Families of Beirut Port Blast Victims Warn Authorities They Won’t Remain Silent

Thursday, 24 June, 2021 - 07:15
A helicopter puts out a fire at the scene of the explosion at the port of Lebanon's capital Beirut on August 4, 2020. AFP

The families of the victims of the Beirut port explosion have warned that the “grace period has ended and we will not allow our martyrs to be killed again.”


They accused the authorities of trying to distract public opinion with arrests of some administrators instead of officials, threatening that they would not remain silent.


On Wednesday, Lebanese Prosecutor Ghassan Khoury ordered the release of seven people who were detained after the deadly massive blast at Beirut’s port on Aug. 4 last year.


One of the largest non-nuclear blasts in history was caused by a vast stock of highly explosive ammonium nitrate that had sat for years in a port warehouse, little more than a stone's throw from residential districts.


Khoury’s decision came a day after the Lebanese judge leading the investigation into the explosion requested the release of 13 people who were detained in the case.


The judge only approved the release of seven persons, most of them junior port employees.


On Wednesday, the families of firefighters, who were first to arrive at the port to contain the fire that preceded the explosion, blamed the authorities for the lack of progress in the investigation.


“After waiting for four months for serious procedures to start to hold those who are responsible accountable, unfortunately we have yet to witness any results,” a statement released by the families said.

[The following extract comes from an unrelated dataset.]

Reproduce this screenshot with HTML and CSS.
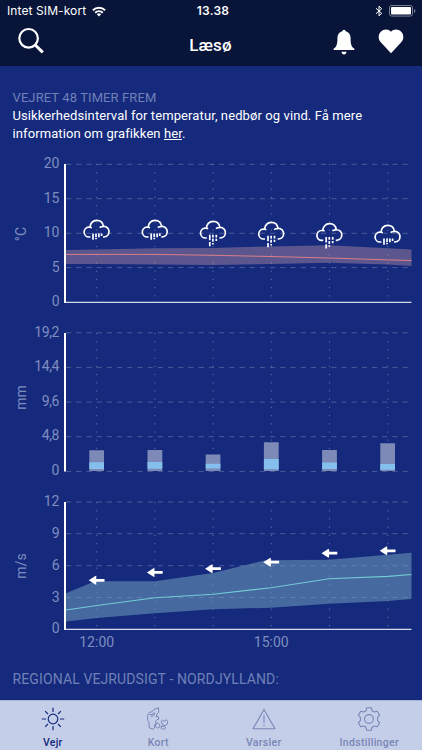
FILE: index.html
```html
<!DOCTYPE html>
<html lang="da">
<head>
<meta charset="utf-8">
<meta name="viewport" content="width=device-width, initial-scale=1">
<title>Læsø</title>
<link rel="stylesheet" href="styles.css">
</head>
<body>
<div class="app">
  <header class="header">
    <div class="status">
      <div class="carrier"><span>Intet SIM-kort</span>
        <svg width="14" height="11" viewBox="0 0 14 11" fill="none" stroke="#fff" stroke-width="2"><path d="M.9 4.2a8.8 8.8 0 0 1 12.2 0M3.2 6.7a5.5 5.5 0 0 1 7.6 0"/><path d="M7 10.5 4.8 8.3a3.2 3.2 0 0 1 4.4 0z" fill="#fff" stroke="none"/></svg>
      </div>
      <time class="clock">13.38</time>
      <div class="power">
        <svg width="8" height="12" viewBox="0 0 8 12" fill="none" stroke="#fff" stroke-width="1"><path d="m1 3.3 5.7 5L4 10.8V1.2l2.7 2.5L1 8.7"/></svg>
        <svg width="27" height="12" viewBox="0 0 27 12"><rect x=".5" y=".5" width="23" height="10.6" rx="2.3" fill="none" stroke="#7b8194"/><rect x="2" y="2" width="20" height="7.6" rx="1" fill="#fff"/><path d="M25 4v4q1.4-.6 1.4-2T25 4" fill="#7b8194"/></svg>
      </div>
    </div>
    <div class="nav">
      <svg class="search" width="28" height="28" viewBox="0 0 28 28" fill="none" stroke="#fff"><circle cx="11.6" cy="11.3" r="9.3" stroke-width="2.2"/><path d="m18.2 18 7.6 7.4" stroke-width="3"/></svg>
      <h1>Læsø</h1>
      <div class="actions">
        <svg width="22" height="27" viewBox="0 0 22 27" fill="#fff"><path d="M11 .7q1.500 0 1.800 1.600c3.200.8 4.800 3.500 4.800 7 0 6.200.8 8.600 3.800 10.500V21H.6v-1.200c3-1.900 3.800-4.300 3.800-10.500 0-3.500 1.600-6.200 4.800-7Q9.500.7 11 .7M8.300 22.800h5.400Q13 25.600 11 25.600t-2.700-2.800"/></svg>
        <svg width="26" height="25" viewBox="0 0 26 25" fill="#fff"><path d="M13 2.800C15.500-.3 20.300-.3 23 2.500c3.100 3.200 3.100 7.700 0 11L13 24.200 3 13.500c-3.100-3.300-3.100-7.800 0-11C5.700-.3 10.500-.3 13 2.800"/></svg>
      </div>
    </div>
  </header>

  <main class="content">
    <h2 class="period">VEJRET 48 TIMER FREM</h2>
    <p>Usikkerhedsinterval for temperatur, nedbør og vind. Få mere<br>information om grafikken <a>her</a>.</p>

    <svg class="chart" width="422" height="168" viewBox="0 150 422 168">
      <defs>
        <g id="cloud" fill="none" stroke="#fff" stroke-width="1.700">
          <path d="M-6.300 8.300h-1.200a4.900 4.900 0 0 1-.4-9.800h1.300C-6.700-5.200-3.900-8.300 0-8.300c3.800 0 6.300 2.500 6.700 6.100 3.300-.3 5.600 2 5.600 5 0 3.200-2.200 5.500-5.200 5.500H6.300M2.900-1.100q1.500-1.200 3.800-1.100M-6.600-1.500l1.700.5"/>
        </g>
        <path id="showers" d="M-3.700 5.500v6.300M-.7 5.500v3.500M-.7 9.800v1.500M2.200 5.500v3.700M4.900 5.500v2.500" stroke="#fff" stroke-width="1.700"/>
        <path id="rain" d="M-3.300 5v5.600M-.2 5v2.700M-.2 9v3M3.200 5v2.700M3.200 9v2.300M-3.300 12.200v4.300M-.2 13.300v1.500" stroke="#fff" stroke-width="1.700"/>
      </defs>
      <path class="grid" d="M66 164.300H411.500M66 198.700H411.500M66 233.300H411.500M66 267.600H411.500"/>
      <path class="dots" d="M96.700 164V302M154.900 164V302M213.100 164V302M271.300 164V302M329.500 164V302M387.700 164V302"/>
      <path fill="#e5b0b4" fill-opacity=".34" d="M66 250 97 249.500 155 248.300 213 248 271 246.400 329 245.300 388 248.300 411.500 249.500V266L388 264.600 329 262.800 271 264 213 265 155 264.600 97 264H66z"/>
      <path fill="none" stroke="#db7d8b" d="M66 254.400H155L213 255.300 271 256.500 329 258 388 259.900 411.500 260.500"/>
      <path class="base" d="M64 302.300H411.500"/>
      <path class="axis" d="M65 164V303"/>
      <g transform="translate(96.700 228.700)"><use href="#cloud"/><use href="#showers" transform="translate(0 -.7)"/></g>
      <g transform="translate(154.900 228.700)"><use href="#cloud"/><use href="#showers" transform="translate(0 -.7)"/></g>
      <g transform="translate(213.100 229.700)"><use href="#cloud"/><use href="#rain"/></g>
      <g transform="translate(271.300 230.700)"><use href="#cloud"/><use href="#rain"/></g>
      <g transform="translate(329.500 232)"><use href="#cloud"/><use href="#rain"/></g>
      <g transform="translate(387.700 233.700)"><use href="#cloud"/><use href="#showers" transform="translate(0 -.7)"/></g>
      <g class="labels"><text x="59.500" y="168.300">20</text><text x="59.500" y="202.800">15</text><text x="59.500" y="237.300">10</text><text x="59.500" y="271.800">5</text><text x="59.500" y="306.300">0</text></g>
      <text class="unit" transform="translate(26 234) rotate(-90)">°C</text>
    </svg>

    <svg class="chart" width="422" height="168" viewBox="0 318 422 168">
      <path class="grid" d="M66 332.800H411.500M66 367.400H411.500M66 402.100H411.500M66 436.700H411.500M66 471.400H411.500"/>
      <path class="dots" d="M96.700 333V450M154.900 333V450M213.100 333V454M271.300 333V442M329.500 333V450M387.700 333V443"/>
      <path fill="#7d89b7" d="M89.300 450.300H104V471H89.300zM147.500 450H162.300V471H147.500zM205.700 454.600H220.400V471H205.700zM263.900 442.300H278.700V471H263.900zM322.100 450H336.900V471H322.100zM380.300 443.200H395V471H380.300z"/>
      <path fill="#84bfed" d="M89.300 462.300H104V469H89.300zM147.500 462H162.300V468.700H147.500zM205.700 463.700H220.400V468.500H205.700zM263.900 459H278.700V469.300H263.900zM322.100 462.500H336.900V469H322.100zM380.300 464H395V469.800H380.300z"/>
      <path class="axis" d="M65 333V471.500"/>
      <g class="labels decimals"><text x="59" y="336.500">19,2</text><text x="59" y="371">14,4</text><text x="59" y="405.700">9,6</text><text x="59" y="440.300">4,8</text><text x="59" y="475">0</text></g>
      <text class="unit" transform="translate(26 397.500) rotate(-90)">mm</text>
    </svg>

    <svg class="chart" width="422" height="176" viewBox="0 486 422 176">
      <path fill="#466a9f" d="M66 593.300 95 581.300H155L213 573 265 560.300 329 559.800 388 554.800 411.500 552.700V599L388 601 329 603.700 271 607.700 213 609.300 155 613.300 97 618 66 621.500z"/>
      <path class="grid" d="M66 502H411.500M66 533.700H411.500M66 565.700H411.500M66 597.500H411.500"/>
      <path class="dots" d="M96.700 502V629M154.900 502V629M213.100 502V629M271.300 502V629M329.500 502V629M387.700 502V629"/>
      <path fill="none" stroke="#73cbd4" stroke-width="1.100" d="M66 610 97 605.500 155 597.700 213 594.200 271 587.700 329 578.700 388 576.400 411.500 574.500"/>
      <path class="base" d="M64 629.300H411.500"/>
      <path class="axis" d="M65 502V630"/>
      <defs><path id="wind" fill="#fff" d="M-8 0-1-4.500Q-.2-4-.4-1.400H7.800V1.400H-.4Q-.2 4-1 4.500z"/></defs>
      <use href="#wind" x="96.700" y="580.300"/><use href="#wind" x="154.900" y="572.400"/><use href="#wind" x="213.100" y="568.700"/><use href="#wind" x="271.300" y="562.200"/><use href="#wind" x="329.500" y="553.200"/><use href="#wind" x="387.700" y="550.800"/>
      <g class="labels"><text x="59.500" y="505.700">12</text><text x="59.500" y="537.700">9</text><text x="59.500" y="569.700">6</text><text x="59.500" y="601.500">3</text><text x="59.500" y="633.300">0</text></g>
      <g class="hours"><text x="96.700" y="647.300">12:00</text><text x="271.300" y="647.300">15:00</text></g>
      <text class="unit" transform="translate(26 566) rotate(-90)">m/s</text>
    </svg>

    <h2 class="region">REGIONAL VEJRUDSIGT - NORDJYLLAND:</h2>
  </main>

  <nav class="tabs">
    <div class="tab active">
      <svg width="24" height="24" viewBox="0 0 24 24" fill="none" stroke="currentColor" stroke-width="1.200"><circle cx="12" cy="12" r="4.800"/><path d="M12 .8V5M12 19v4.200M.8 12H5M19 12h4.200M4.100 4.100l2.900 2.900M17 17l2.900 2.900M4.100 19.900 7 17M17 7l2.900-2.900"/></svg>
      <span>Vejr</span>
    </div>
    <div class="tab">
      <svg width="24" height="24" viewBox="0 0 24 24" fill="none" stroke="currentColor" stroke-width="1"><path d="M12.500.8 7.800 2.600 6.200 4.700 3.500 5.300 1.700 8v5.200l1.400 2v5.500L7 22.200l1.400-1 .1-3.400 1.800-1.600-.8-2.100 1.500-1.500 1.800-.5-.4-2.300-2.300-.3 1.200-2.800 1.400-1.300zM3.500 7.500l2.700.3 1.200-1.900 1.600.4-1.500 2.500-2.900.4M9.700 17l2-.9 2 1.400.2 2.400-2.300 1.200-2-1.500zM15 14.500l1.600-1.300 1.500 1.300 2.200-1.800 1.300 1.700-.4 2.900-2.200 1.400-2.300-.9zM15.500 19l3 .5 1.300 1.500-2.200 1.500-2.400-1z"/></svg>
      <span>Kort</span>
    </div>
    <div class="tab">
      <svg width="24" height="24" viewBox="0 0 24 24" fill="none" stroke="currentColor" stroke-width="1.100" stroke-linejoin="round"><path d="M12 2.500 23 21.800H1zM12 8.200v7.500M12 17.500v1.400"/></svg>
      <span>Varsler</span>
    </div>
    <div class="tab">
      <svg width="24" height="24" viewBox="0 0 24 24" fill="none" stroke="currentColor" stroke-width="1.100" stroke-linejoin="round"><circle cx="12" cy="12" r="4.400"/><path d="M9.700.8h4.600L15 3.700l2.300 1.300 3-.8 2.400 4-2.100 2.200v3.200l2.100 2.200-2.400 4-3-.8L15 20.300l-.7 2.900H9.700L9 20.300 6.700 19l-3 .8-2.400-4 2.100-2.200v-3.200L1.300 8.200l2.400-4 3 .8L9 3.700z"/></svg>
      <span>Indstillinger</span>
    </div>
  </nav>
</div>
</body>
</html>
```
FILE: styles.css
```css
* { box-sizing: border-box; }
body { margin: 0; background: #152a7c; font-family: Roboto, "Liberation Sans", sans-serif; }
.app { width: 422px; height: 750px; display: flex; flex-direction: column; overflow: hidden; }

.header { height: 66px; background: #081438; color: #fff; }
.status { height: 22px; padding: 0 6px 0 7px; display: grid; grid-template-columns: 1fr auto 1fr; align-items: center; font: 12px/22px Inter, sans-serif; }
.carrier { display: flex; align-items: center; gap: 6px; letter-spacing: .1px; }
.clock { padding-left: 3px; font-weight: 600; letter-spacing: .2px; }
.power { display: flex; justify-content: flex-end; align-items: center; gap: 6px; }
.nav { height: 44px; padding: 5px 18px 0 17px; display: grid; grid-template-columns: 1fr auto 1fr; align-items: start; }
h1 { margin: 0; font-size: 17px; line-height: 36px; font-weight: 500; letter-spacing: .2px; }
.actions { display: flex; justify-content: flex-end; gap: 23px; padding: 2px 0 0; }

.content { flex: 1; min-height: 0; overflow: hidden; padding-top: 23px; }
h2 { margin: 0 12.5px; font-size: 14px; line-height: 18px; font-weight: 400; color: #7080b8; white-space: nowrap; }
.period { font-size: 13px; letter-spacing: .1px; }
p { margin: 0 12.5px; height: 43px; color: #fff; font-size: 13px; line-height: 18px; letter-spacing: .1px; white-space: nowrap; }
a { text-decoration: underline; }
.chart { display: block; }
.grid { stroke: #8592bc; stroke-opacity: .6; stroke-width: .8; stroke-dasharray: 5.2 5; fill: none; }
.dots { stroke: #8592bc; stroke-opacity: .65; stroke-width: 1; stroke-dasharray: 1.2 7; fill: none; }
.axis { stroke: #fff; stroke-width: 2; }
.base { stroke: #d5dbed; stroke-width: 1.2; }
.labels, .hours, .unit { fill: #7f8dc0; font-size: 14px; }
.labels { text-anchor: end; }
.decimals { letter-spacing: -.4px; }
.hours, .unit { text-anchor: middle; }
.region { margin-top: 8px; letter-spacing: .12px; }

.tabs { height: 50px; display: grid; grid-template-columns: repeat(4, 1fr); background: #c5cee9; border-top: 1px solid #aab4d6; }
.tab { display: flex; flex-direction: column; align-items: center; padding-top: 6px; color: #7886b6; font-size: 10.5px; line-height: 12px; letter-spacing: .3px; font-weight: 500; }
.tab span { margin-top: 6px; }
.active { color: #152a7c; }
```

They noted that the detention of low-ranking employees was as an attempt to “distract the public” and shift attention away from investigating “security officials, politicians, and judges”.


“The source of the (ammonium) nitrate is known and the country that imported them is known. The nitrates are explosives and not an ordinary commodity. So where are the responsibilities of the judiciary and the security forces?” they asked.


A delegation of the families of the victims met with Minister of Justice in the caretaker government, Marie-Claude Najem, who stressed that the judiciary was “responsible for clarifying the truth and imposing the law in order to achieve justice.”